PHMSA announced that it will extend the comment period on its proposed gas rule by only 30 days, with comments due on or before July 7, 2016. Due to the scope and complexity of the proposal, numerous parties requested a 60 day extension of the comment period. In granting the 30 day extension, PHMSA noted that the proposal was made available to the public 3 weeks before its publication. That said, the Agency has still not posted information necessary to fully respond to the proposed rules in the rulemaking docket, such as the Agency’s class location report which is still under internal review within the Department of Transportation.
In addition to granting an extension for comments, the Agency committed to holding public webinars and briefings on the rule at two upcoming advisory committee meetings. The Spring 2016 Technical Advisory Committee meetings have not yet been officially scheduled, but they are anticipated to occur in May or June. Advance notice of the meeting date and additional specifics will be published in the Federal Register 15 days prior to the meeting.

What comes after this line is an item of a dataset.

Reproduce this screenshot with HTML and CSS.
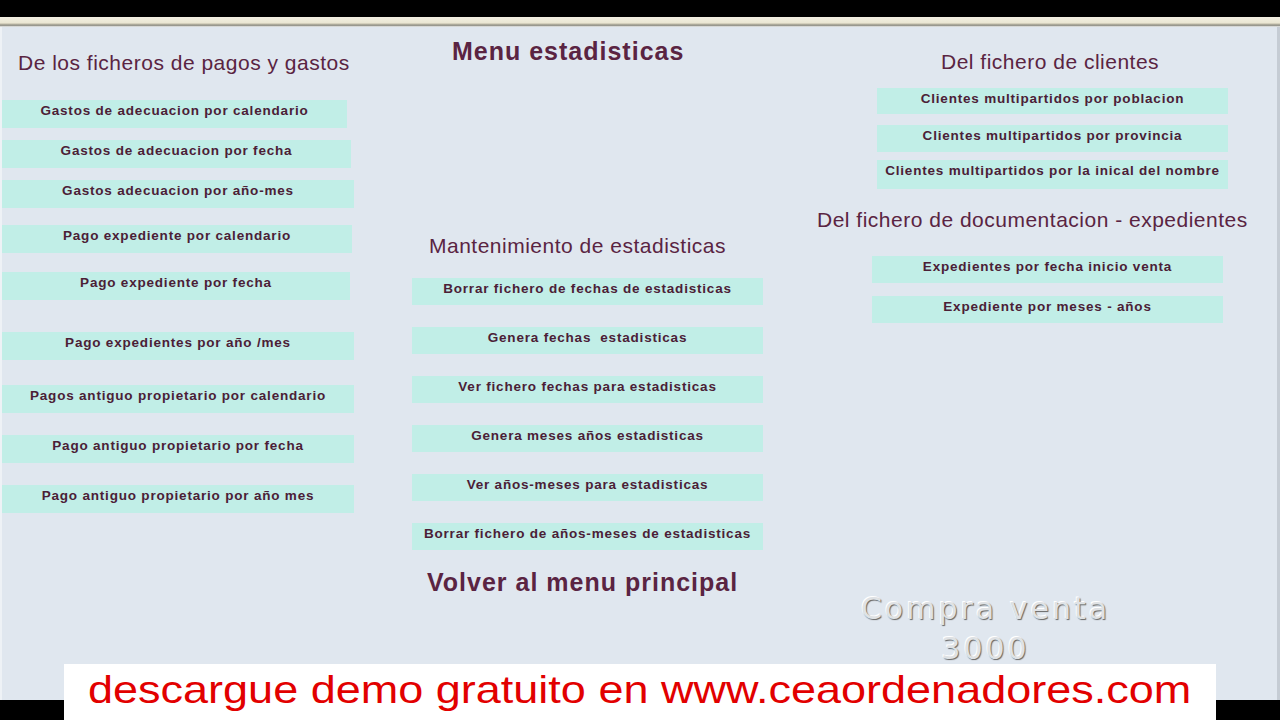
FILE: index.html
```html
<!DOCTYPE html>
<html lang="es">
<head>
<meta charset="utf-8">
<title>Menu estadisticas</title>
<link rel="stylesheet" href="styles.css">
</head>
<body>
<div class="screen">
  <div class="topbar"></div>
  <div class="frame-strip"></div>
  <main class="content">
    <section class="col col-left">
      <h2 class="heading h-left">De los ficheros de pagos y gastos</h2>
      <div class="btn">Gastos de adecuacion por calendario</div>
      <div class="btn">Gastos de adecuacion por fecha</div>
      <div class="btn">Gastos adecuacion por año-mes</div>
      <div class="btn">Pago expediente por calendario</div>
      <div class="btn">Pago expediente por fecha</div>
      <div class="btn">Pago expedientes por año /mes</div>
      <div class="btn">Pagos antiguo propietario por calendario</div>
      <div class="btn">Pago antiguo propietario por fecha</div>
      <div class="btn">Pago antiguo propietario por año mes</div>
    </section>
    <section class="col col-center">
      <h1 class="title t-menu">Menu estadisticas</h1>
      <h2 class="heading h-mant">Mantenimiento de estadisticas</h2>
      <div class="btn">Borrar fichero de fechas de estadisticas</div>
      <div class="btn">Genera fechas&nbsp; estadisticas</div>
      <div class="btn">Ver fichero fechas para estadisticas</div>
      <div class="btn">Genera meses años estadisticas</div>
      <div class="btn">Ver años-meses para estadisticas</div>
      <div class="btn">Borrar fichero de años-meses de estadisticas</div>
      <div class="title t-volver">Volver al menu principal</div>
    </section>
    <section class="col col-right">
      <h2 class="heading h-cli">Del fichero de clientes</h2>
      <div class="btn b-cli1">Clientes multipartidos por poblacion</div>
      <div class="btn b-cli2">Clientes multipartidos por provincia</div>
      <div class="btn b-cli3">Clientes multipartidos por la inical del nombre</div>
      <h2 class="heading h-doc">Del fichero de documentacion - expedientes</h2>
      <div class="btn b-doc1">Expedientes por fecha inicio venta</div>
      <div class="btn b-doc2">Expediente por meses - años</div>
    </section>
    <div class="watermark">Compra venta<br>3000</div>
  </main>
  <div class="bottombar"></div>
  <div class="banner"><span class="banner-text">descargue demo gratuito en www.ceaordenadores.com</span></div>
</div>
</body>
</html>
```

FILE: styles.css
```css
* { box-sizing: border-box; }
html, body { margin: 0; padding: 0; background: #000; }
body { font-family: "Liberation Sans", Arial, sans-serif; }

.screen {
  position: relative;
  width: 1280px;
  height: 720px;
  overflow: hidden;
  background: #000;
}
.topbar { height: 17px; background: #000; }
.frame-strip {
  height: 10px;
  background: linear-gradient(#f3f0e2 0%, #ebe7d4 55%, #c8c4b2 70%, #85857a 82%, #f6f7f8 100%);
}
.content {
  position: relative;
  height: 673px;
  background: #e0e7ef;
  border-left: 2px solid #eef2f6;
  border-right: 3px solid #c5ccd4;
  display: flex;
}
.bottombar { height: 20px; background: #000; }

.col { display: flex; flex-direction: column; align-items: flex-start; flex-shrink: 0; }
.col-left { width: 410px; }
.col-center { width: 403px; }
.col-right { width: 455px; margin-left: 2px; }

.heading {
  margin: 0;
  font-size: 21px;
  line-height: 24px;
  letter-spacing: 0.5px;
  font-weight: normal;
  color: #5a2442;
  white-space: nowrap;
}
.title {
  margin: 0;
  font-size: 25px;
  line-height: 28px;
  letter-spacing: 1px;
  font-weight: bold;
  color: #5a2442;
  white-space: nowrap;
}

.btn {
  height: 27px;
  padding-top: 3px;
  background: #c1eee7;
  color: #4b2036;
  font-weight: bold;
  font-size: 13.5px;
  line-height: 15px;
  letter-spacing: 0.8px;
  text-align: center;
  white-space: nowrap;
}

/* left column */
.h-left { margin-top: 24px; margin-left: 16px; }
.col-left .btn { width: 352px; height: 28px; }
.col-left .btn:nth-of-type(1) { margin-top: 25px; width: 345px; }
.col-left .btn:nth-of-type(2) { margin-top: 12px; width: 349px; }
.col-left .btn:nth-of-type(3) { margin-top: 12px; }
.col-left .btn:nth-of-type(4) { margin-top: 17px; width: 350px; }
.col-left .btn:nth-of-type(5) { margin-top: 19px; width: 348px; }
.col-left .btn:nth-of-type(6) { margin-top: 32px; }
.col-left .btn:nth-of-type(7) { margin-top: 25px; }
.col-left .btn:nth-of-type(8) { margin-top: 22px; }
.col-left .btn:nth-of-type(9) { margin-top: 22px; }

/* center column */
.t-menu { margin-top: 10px; margin-left: 40px; }
.h-mant { margin-top: 169px; margin-left: 17px; }
.col-center .btn { width: 351px; margin-top: 22px; }
.col-center .btn:nth-of-type(1) { margin-top: 20px; }
.t-volver { margin-top: 18px; margin-left: 15px; }

/* right column */
.h-cli { margin-top: 23px; margin-left: 124px; }
.col-right .btn { width: 351px; margin-left: 60px; }
.b-cli1 { margin-top: 14px; height: 26px; }
.b-cli2 { margin-top: 11px; }
.b-cli3 { margin-top: 8px; height: 29px; }
.h-doc { margin-top: 19px; margin-left: 0; }
.col-right .b-doc1 { margin-top: 24px; margin-left: 55px; }
.col-right .b-doc2 { margin-top: 13px; margin-left: 55px; }

/* watermark overlay */
.watermark {
  position: absolute;
  left: 846px;
  top: 562px;
  width: 275px;
  text-align: center;
  font-family: "DejaVu Sans", Verdana, sans-serif;
  font-size: 30px;
  line-height: 40px;
  letter-spacing: 3px;
  color: #dfe2e5;
  text-shadow: 1px 1px 1px #666666, -1px -1px 0 #ffffff;
}

/* subtitle banner overlay */
.banner {
  position: absolute;
  left: 64px;
  top: 664px;
  width: 1152px;
  height: 56px;
  background: #ffffff;
  padding-left: 24px;
  white-space: nowrap;
}
.banner-text {
  display: inline-block;
  color: #e20000;
  font-family: "Liberation Sans", Arial, sans-serif;
  font-size: 39px;
  line-height: 52px;
  transform: scaleX(1.154);
  transform-origin: left center;
}
```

The proposed rule would significantly expand regulations regarding transmission and gathering pipelines under 49 C.F.R. Parts 191 and 192. These proposals include: reporting requirements for all gathering pipelines regardless of whether they are regulated, routine testing and repair requirements outside of high consequence areas, material documentation and MAOP verification requirements, among others.

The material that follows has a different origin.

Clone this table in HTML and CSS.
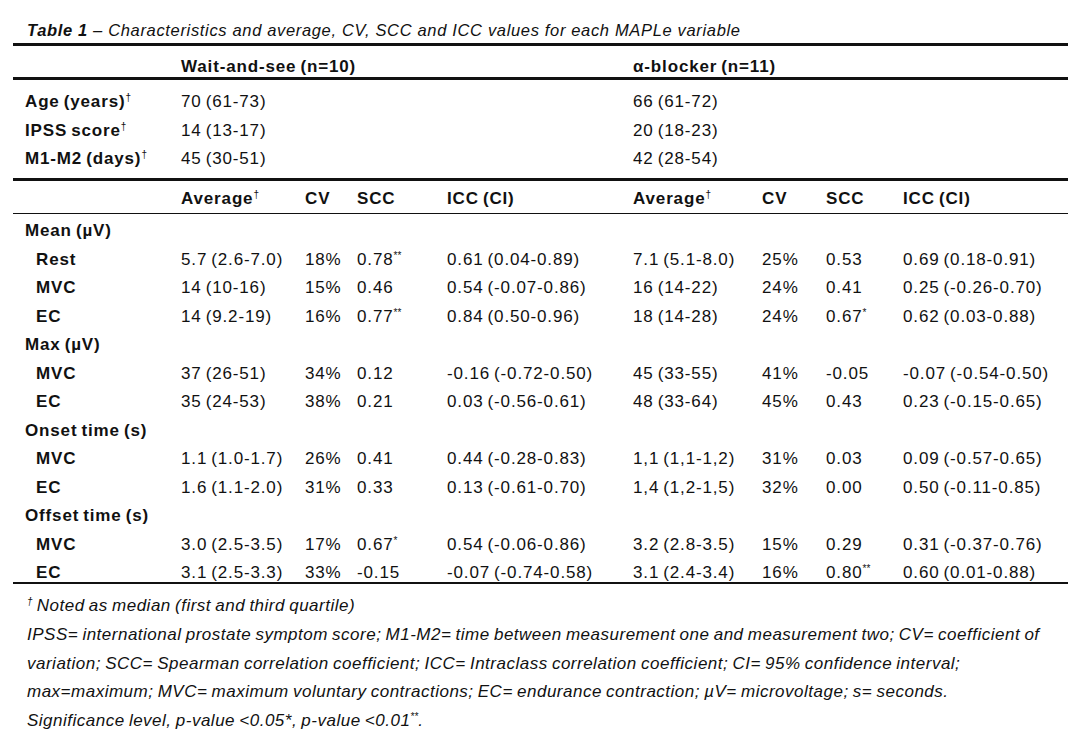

The extension of the comment will be formalized in a forthcoming Federal Register notice.
During a busy time for the federal Pipeline and Hazardous Materials Safety Administration (PHMSA or the Agency), and while Congress considers reauthorization legislation, there have been several significant personnel changes at the Agency. In early April, Department of Transportation (DOT) Secretary Foxx appointed Teresa Gonsalves as new chief counsel for PHMSA, who comes from the Office of Personnel Management and U.S. Postal Service. In addition, longtime PHMSA Associate Administrator Jeff Wiese departed last week after more than 17 years with the Agency that included oversight of major initiatives such as integrity management and public awareness programs. PHMSA Administrator Marie Therese Dominguez, new to the Agency herself as of last August, is expected to name an Interim Associate Administrator for Pipeline Safety, while the Agency searches for a permanent replacement. PHMSA Deputy Associate Administrators, Alan Mayberry and Linda Daugherty, are expected to share that role in the interim. Other changes include a new Director of Training at the Agency’s Training and Qualifications Center and establishment of an Accident Investigations Division (expected to start up later this year).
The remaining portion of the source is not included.